After a fight with her authoritative father, an 18-year-old freckle-faced, redheaded girl is kicked out of her parents' Southern California home. While crying on Venice Beach, she meets a man who asks, "What's the problem?" She hesitates. She knows not to talk to strangers, but she's also intrigued. After just one small conversation, she feels like he knows her thoughts. That he understands what she's going through. That he's on her side. He tells her he's on his way up north to the woods and that she could go with him. She decides to go and live with him; she doesn't know why and doesn't really care.

A 30-something single, successful woman—passionate about her career and active social life—meets the man of her dreams. He loves spending every minute he can with her. At least that's what she told her friend at the lunch before she dropped off the face of the earth six months ago. Now, all her time is spent making dinners for her boyfriend, watching his stepdaughter on the weekend while he's playing football with his friends, and not replying to any of her mom's phone calls, her friends' e-mails or her colleagues' Facebook status updates.

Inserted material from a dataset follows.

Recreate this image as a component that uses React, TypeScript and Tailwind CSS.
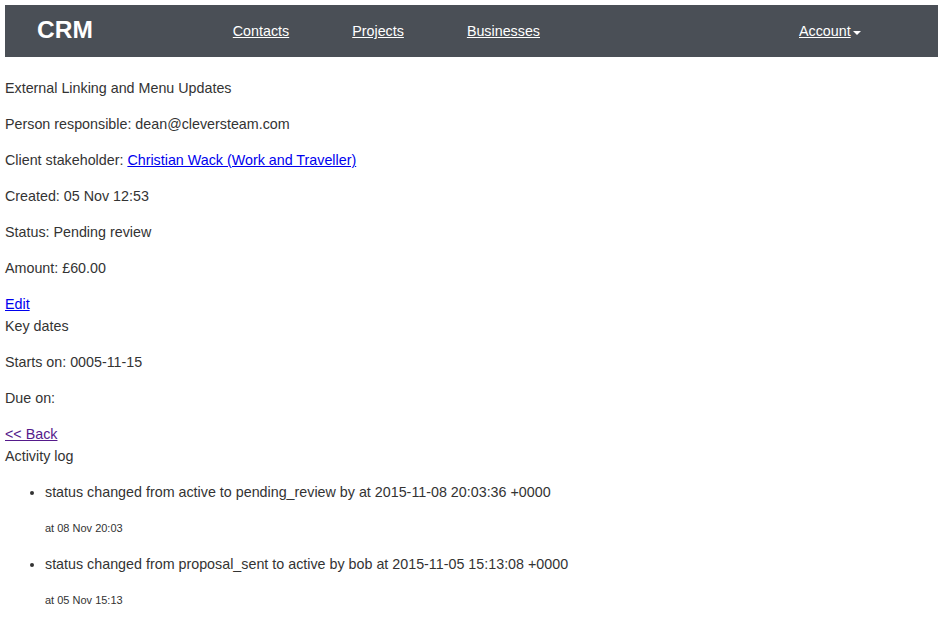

Do these women sound like anyone you know? Or perhaps, you are the repeat love offender—falling hard and fast for a man—instead of gradually allowing a relationship into your life. If you feel like you've lost touch with the woman-you-once-were in your relationship-that-now-is, then you may be familiar with Disappearing Woman Syndrome. Beverly Engel, psychoanalyst and author of Loving Him Without Losing Yourself, describes it as "losing track of what you believe in, what you stand for, what's important to you and what makes you happy."